In [1]:
# Numpy for working with Arrays
import numpy as np
# Pandas for working with data tables
import pandas as pd
# SciPy implements many different numerical algorithms
import scipy as sp
import scipy.stats as stats
from scipy.sparse import csr_matrix
from scipy.sparse import hstack
# Module for plotting
import matplotlib
import matplotlib.pyplot as plt
%matplotlib inline
# Module for pretty plotting
# import seaborn as sns
# Module for linear regression
import statsmodels.api as sm
import statsmodels.formula.api as smf

from patsy import dmatrices
from sklearn import linear_model, datasets
from sklearn.linear_model import LogisticRegression
from sklearn.cross_validation import train_test_split
from sklearn import metrics
from sklearn import cross_validation
from sklearn import preprocessing





In [2]:
### load data from csv files
water_values = pd.read_csv('./data/train_set_values.csv')
water_labels = pd.read_csv('./data/train_set_labels.csv')

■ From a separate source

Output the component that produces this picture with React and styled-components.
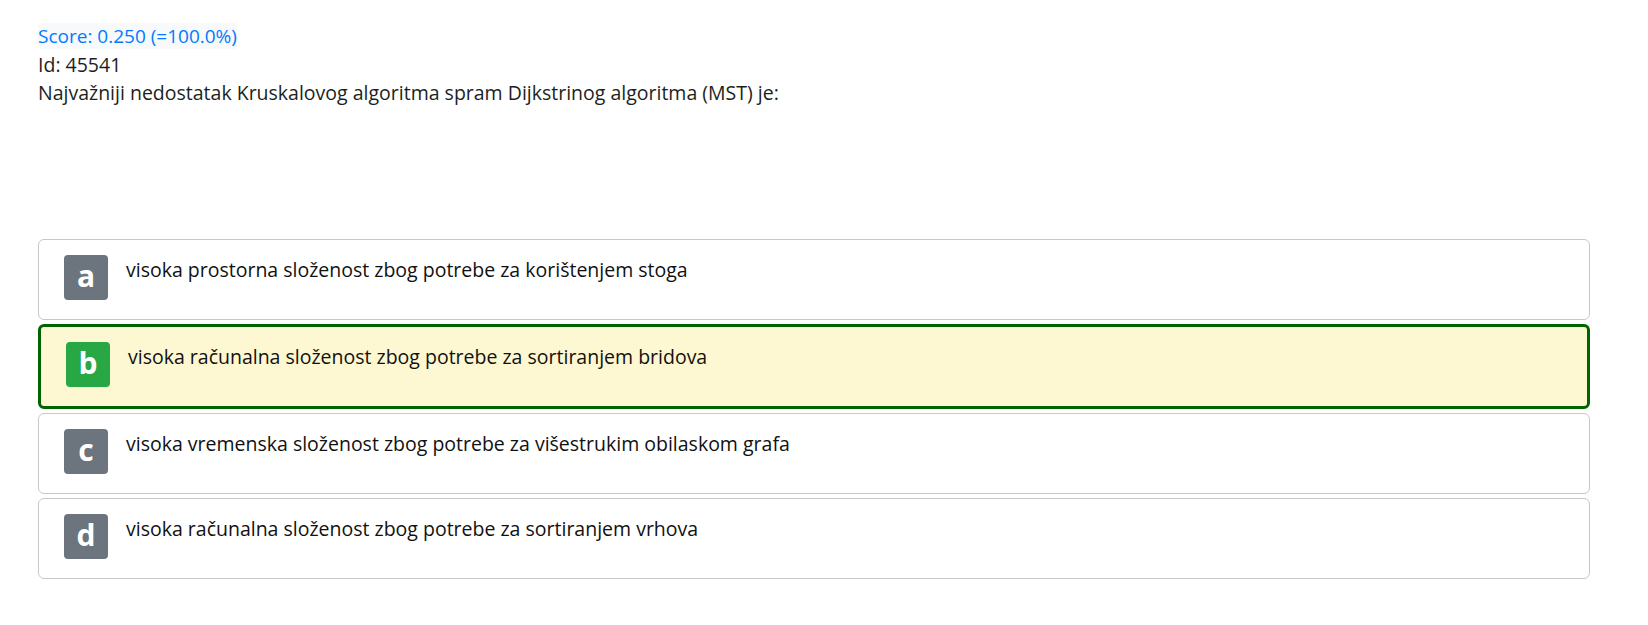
import React from "react";
import styled, { createGlobalStyle } from "styled-components";

const answers = [
  { letter: "a", text: "visoka prostorna složenost zbog potrebe za korištenjem stoga" },
  { letter: "b", text: "visoka računalna složenost zbog potrebe za sortiranjem bridova", correct: true },
  { letter: "c", text: "visoka vremenska složenost zbog potrebe za višestrukim obilaskom grafa" },
  { letter: "d", text: "visoka računalna složenost zbog potrebe za sortiranjem vrhova" },
];

function App() {
  return (
    <>
      <GlobalStyle />
      <StyledPage>
        <StyledHeader>
          <div>
            <StyledScore>Score: 0.250 (=100.0%)</StyledScore>
          </div>
          <div>Id: 45541</div>
          <div>
            Najvažniji nedostatak Kruskalovog algoritma spram Dijkstrinog
            algoritma (MST) je:
          </div>
        </StyledHeader>

        <StyledAnswerList>
          {answers.map((item) => (
            <StyledAnswer key={item.letter} correct={item.correct}>
              <StyledBadge correct={item.correct}>{item.letter}</StyledBadge>
              <StyledAnswerText>{item.text}</StyledAnswerText>
            </StyledAnswer>
          ))}
        </StyledAnswerList>
      </StyledPage>
    </>
  );
}

export default App;

const GlobalStyle = createGlobalStyle`
  body {
    margin: 0;
    background: #ffffff;
    font-family: "Open Sans", "Noto Sans", sans-serif;
    color: #1c1f22;
  }
`;

const StyledPage = styled.div`
  box-sizing: border-box;
  width: 100%;
  padding: 22px 58px 40px 38px;
  font-size: 19.5px;
  line-height: 28.5px;
`;

const StyledHeader = styled.div`
  margin-bottom: 131px;
`;

const StyledScore = styled.span`
  font-size: 19px;
  color: #007bff;
  background: #f8f9fa;
`;

const StyledAnswerList = styled.div`
  display: flex;
  flex-direction: column;
  gap: 4px;
`;

const StyledAnswer = styled.div.withConfig({
  shouldForwardProp: (prop) => prop !== "correct",
})`
  display: flex;
  align-items: flex-start;
  gap: 18px;
  padding: 15px 25px 19px;
  border: ${({ correct }) => (correct ? "3px solid #006400" : "1px solid #c8c8c8")};
  border-radius: 6px;
  background: ${({ correct }) => (correct ? "#fdf8d1" : "#ffffff")};
`;

const StyledBadge = styled.div.withConfig({
  shouldForwardProp: (prop) => prop !== "correct",
})`
  flex: none;
  display: flex;
  align-items: center;
  justify-content: center;
  width: 44px;
  height: 45px;
  border-radius: 4px;
  background: ${({ correct }) => (correct ? "#28a745" : "#6c757d")};
  color: #ffffff;
  font-size: 30px;
  font-weight: 700;
  line-height: 1;
  padding-bottom: 3px;
  box-sizing: border-box;
`;

const StyledAnswerText = styled.div`
  margin-top: 1px;
  color: #111111;
`;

#water_values.drop(['wpt_name', 'subvillage'], axis=1, inplace=True)

In [3]:
# list categorical features to be turned into dummy variables:
cat_features = ['region_code', 'district_code', 'basin', 'region', 'public_meeting', \
                'scheme_management', 'permit', 'extraction_type', 'extraction_type_group', 'extraction_type_class', \
                'management', 'payment', 'water_quality', 'quantity', \
                'source', 'waterpoint_type', 'date_recorded', 'recorded_by', 'funder', 'installer', \
               'lga', 'ward', 'scheme_name', 'management_group', 'wpt_name', 'subvillage', \
               'payment_type', 'quality_group', 'quantity_group', 'source_class', 'source_type', 'waterpoint_type_group']

# make dataframe of just the categorical features
water_cat = water_values[cat_features]

# make dataframe of just numeric (basically, the rest of the columns)
water_num = water_values[list(set(water_values.columns) - set(cat_features))]



In [4]:
# prepare test data for model prediction
test = pd.read_csv('./test_set_values.csv')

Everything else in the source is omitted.